案外簡単に受け入れて懐の広いヤツだと思っていたのも、結局、寒雁を嵌めて捕えようとするんだから、序盤は好青年のような様子で登場して、最後はこの様な姿で終わる存在が実に虚しく感じた。

 

敵に追われながら、副本を持って疾走する寒雁は、序盤での傅家の火事シーンが思い出されたが、何だかんだ莊仕洋と同じ策に長けていても、ヤツとは違う情の深さがある。

ここで二度目の登聞鼓を叩く寒雁も熱かったが、その音が聞こえた傅雲夕の気持ちを想像するともっと熱いものが湧いた、、、

 

潜入捜査である証書を持ち、皇帝への嘆願に成功した寒雁は、傅雲夕を牢から救うこととなるが、次の課題は莊仕洋の罪への糾弾と傅雲夕の解毒である。

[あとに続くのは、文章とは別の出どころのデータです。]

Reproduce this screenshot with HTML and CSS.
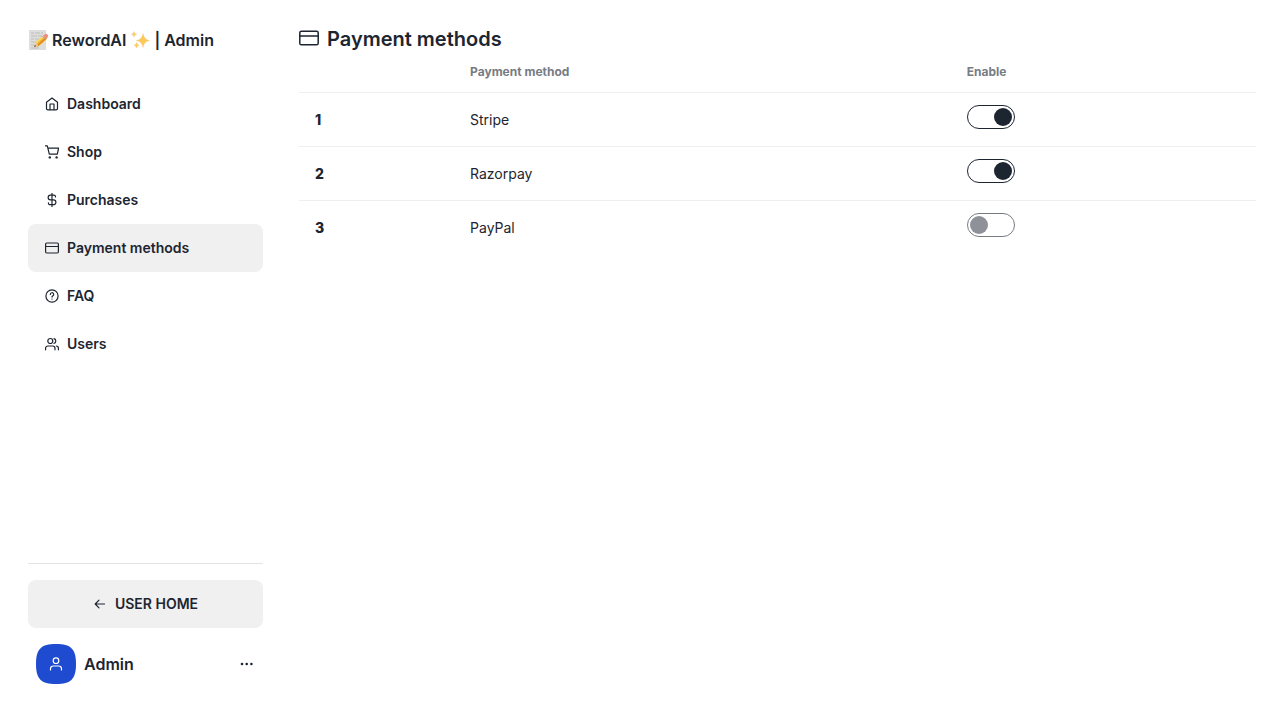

皇帝へ謁見したタイミングで、その罪を併せて進言することも出来た寒雁だが、序盤からの最大の目的よりも傅雲夕が生きられる望みを優先したのは、刺すような言葉ばかり口にしていても、既に愛なのだな。


解毒の方法を聞くために莊仕洋と取引をする二人は、同じ方を目指しているように思えたが、傅雲夕の方は、自身の解毒より妻の目的や家族を優先して、莊仕洋を捕えることをたった一人で決断する。互いが互いを思いやって傷だらけ、、、これを察した莊仕洋も、大人しくは待っていないため、しょうもない斎王に縋りつくことになるが、結局、犠牲にするのは語山である。娘に救われたことはすっかり忘れて、どこまでも自分が生き残ることだけの思考しか持たぬ莊仕洋がもはや恐怖だよ。

 

この後は、どちらも斎王の刺客に追われて散々だが、父親の芝居に騙されてここまで来た語山が遂に目醒める。ヒラリと馬に跨って斎王府から逃避する姿もしかり、ここぞの危機で寒雁に手を伸ばす語山には泣いたわ。正直、ここが6話中で一番胸が躍ったシーンだった。

 

最後は、やはり二人の策で莊仕洋を追い詰め、解毒の方法も聞き出すことに成功するが、トドメを刺すのは周如音に任せたようである。(自害で片付けられていたけど笑)

最初から最後まで莊仕洋の生への執念をとことん見せられたが、本当に憎たらしいヤツだった。ほとんど主役といっても過言ではない存在感と、二面を演じるその芝居が上手すぎてもはやホラーだったよ、、、

 

騙し騙され怒涛の展開で、結局、最後まで観てしまったが、予想もしていなかった傅雲夕の生存が心底嬉しかった。

何が良かったって、死へと向かっていたこの生で愛を知った傅雲夕が、死に抗って生きることを諦めなかったことに短くとも未来が見えたこと。最後までこの命は尽きるのだと思いながら観ていたドラマだっただけに喜びが大きかった。やっと戻る家を見つけた寒雁の不屈の精神には度々度肝を抜かれたが、計算高いだけでない情の深さが実に魅力的だった。

結局、貴女とは物や肩書ではなく、自分を誇れる道を歩むその心だということか。思えば、登場した女性陣は皆最後は煌めいていたな。